Key Insights and Takeaways on Internal Communication
- Internal communication has evolved into a strategic function tightly linked to employee experience and engagement
- Modern internal communication is audience-centric, two-way, and personalized
- Effective internal communication strategies start with audits and clear priorities
- Designing a coherent system of communication channels is a critical differentiator
- Measurements need to focus on outcomes, not the quantity of activities
What is Internal Communication? (And Why It’s Evolving in 2026)
Internal communication, also known as internal comms, refers to the systems, channels, and practices organizations use to share and exchange information, ideas, and feedback. At its core, internal communication is a strategic function and a pivotal capability that companies need to enable execution, connection, alignment, culture, and trust.
Traditional vs. modern internal communication
Traditional internal communication in the early to mid-20th century was top-down with little opportunity for dialogue or feedback. Organizations pushed messaging through memos and one-way directives.
As organizations grew in size and complexity, technological advancements simultaneously disrupted the workforce, highlighting the need for a shift. The concept of “employee engagement” emerged in the 1990s, further transforming the discipline as internal communication became a critical contributor to the employee experience.
Unlike traditional internal communication, modern internal communication is far more audience-centric, two-way, technology-powered, and interactive than it was in its memo-blasting days.
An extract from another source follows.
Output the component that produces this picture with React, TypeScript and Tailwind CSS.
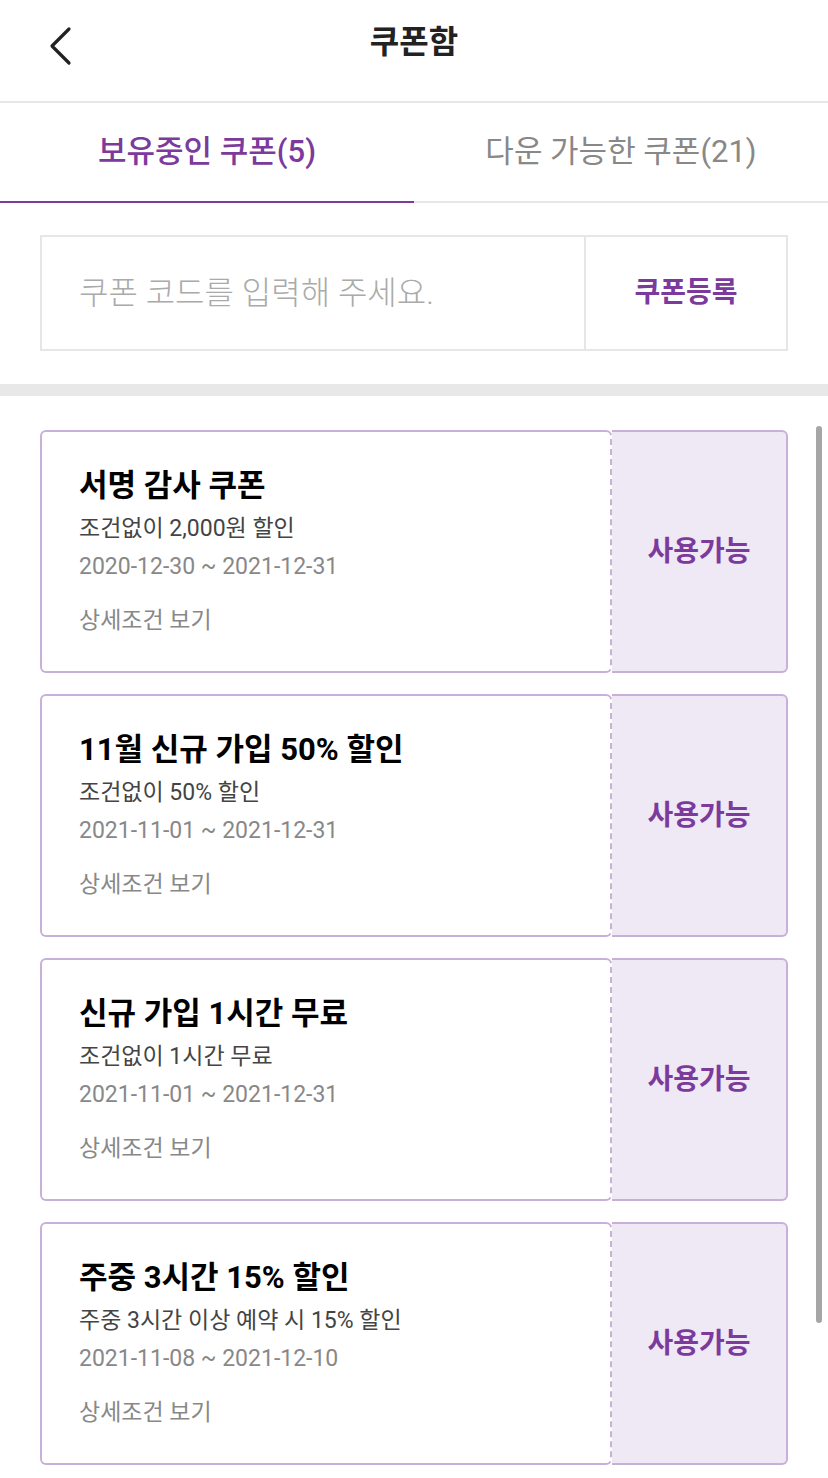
const coupons = [
  { title: "서명 감사 쿠폰", desc: "조건없이 2,000원 할인", period: "2020-12-30 ~ 2021-12-31" },
  { title: "11월 신규 가입 50% 할인", desc: "조건없이 50% 할인", period: "2021-11-01 ~ 2021-12-31" },
  { title: "신규 가입 1시간 무료", desc: "조건없이 1시간 무료", period: "2021-11-01 ~ 2021-12-31" },
  { title: "주중 3시간 15% 할인", desc: "주중 3시간 이상 예약 시 15% 할인", period: "2021-11-08 ~ 2021-12-10" },
];

function CouponCard({ title, desc, period }: { title: string; desc: string; period: string }) {
  return (
    <div className="flex h-[243px]">
      <div className="w-[572px] border-2 border-[#c9b0d8] rounded-[6px] pl-[37px] pt-[34px] [border-right-style:dashed]">
        <h3 className="text-[31px] font-bold leading-[40px] text-black">{title}</h3>
        <p className="mt-[7px] text-[23px] leading-[32px] text-[#444]">{desc}</p>
        <p className="mt-[6px] text-[23px] leading-[32px] text-[#888]">{period}</p>
        <p className="mt-[22px] text-[23px] leading-[32px] text-[#888]">상세조건 보기</p>
      </div>
      <div className="flex-1 border-2 border-l-0 border-[#c9b0d8] rounded-r-[6px] bg-[#efe8f5] flex items-center justify-center">
        <span className="text-[28px] font-bold text-[#7b3a9c]">사용가능</span>
      </div>
    </div>
  );
}

export default function App() {
  return (
    <div className="w-[828px] min-h-[1478px] bg-white font-['Roboto','Noto_Sans_CJK_KR',sans-serif]">
      <header className="relative h-[103px] border-b-2 border-[#e6e6e6] flex justify-center pt-[22px]">
        <button className="absolute left-[40px] top-[22px] p-1">
          <svg width="32" height="40" viewBox="0 0 32 40" fill="none">
            <path d="M25 3 L8 20 L25 37" stroke="#222" strokeWidth="3.2" strokeLinecap="round" strokeLinejoin="round" />
          </svg>
        </button>
        <h1 className="text-[32px] font-bold leading-[40px] text-[#222]">쿠폰함</h1>
      </header>

      <div className="flex h-[100px]">
        <div className="flex-1 flex items-center justify-center border-b-2 border-[#7b3a9c]">
          <span className="text-[31px] font-medium text-[#7b3a9c]">보유중인 쿠폰(5)</span>
        </div>
        <div className="flex-1 flex items-center justify-center border-b-2 border-[#e6e6e6]">
          <span className="text-[31px] text-[#888]">다운 가능한 쿠폰(21)</span>
        </div>
      </div>

      <div className="px-[40px] pt-[32px] pb-[33px]">
        <div className="flex h-[116px] border-2 border-[#e6e6e6]">
          <div className="flex-1 flex items-center pl-[37px] text-[32px] font-light text-[#aaa]">쿠폰 코드를 입력해 주세요.</div>
          <div className="w-[202px] border-l-2 border-[#e6e6e6] flex items-center justify-center">
            <span className="text-[28px] font-bold text-[#7b3a9c]">쿠폰등록</span>
          </div>
        </div>
      </div>

      <div className="h-[12px] bg-[#e8e8e8]" />

      <div className="relative px-[40px] pt-[34px] pb-[14px] flex flex-col gap-[21px]">
        {coupons.map((c) => (
          <CouponCard key={c.title} {...c} />
        ))}
        <div className="absolute right-[6px] top-[30px] w-[6px] h-[897px] rounded-full bg-[#a6a6a6]" />
      </div>
    </div>
  );
}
Internal communication evolved from an information-sharing function to a strategic, data-driven, and intentional practice.
The strategic role of IC in employee experience and engagement
The words “employee engagement” and “employee experience” often elicit strong opinions among internal communicators about whether those elements are their responsibilities.
No matter which side of the debate you fall on, the data tells a powerful story: According to Gallagher’s 2025 Employee Communications Report, 93% of communicators reported being responsible for employee engagement. According to Ragan, internal communicators are uniquely positioned to help employees feel connected by providing easier access to necessary information, anticipating employees’ needs, actively listening, and equipping managers with tools to frame messages clearly for their teams — all of which contribute to employee engagement.
While internal communication is a key driver, it’s most effective as part of a holistic employee engagement approach that includes strong executive leadership, positive company culture, and clear business goals.
Types of internal communications
Below are some common types of internal communications and their purposes:
- Strategic communications encompass messaging about organizational goals, vision, mission, business direction, and priorities. Communicators develop these messages to help employees understand where and how to contribute to add value.
- Employee experience and engagement communications include team-building activities and events, leadership listening exercises, and feedback via surveys or other mechanisms.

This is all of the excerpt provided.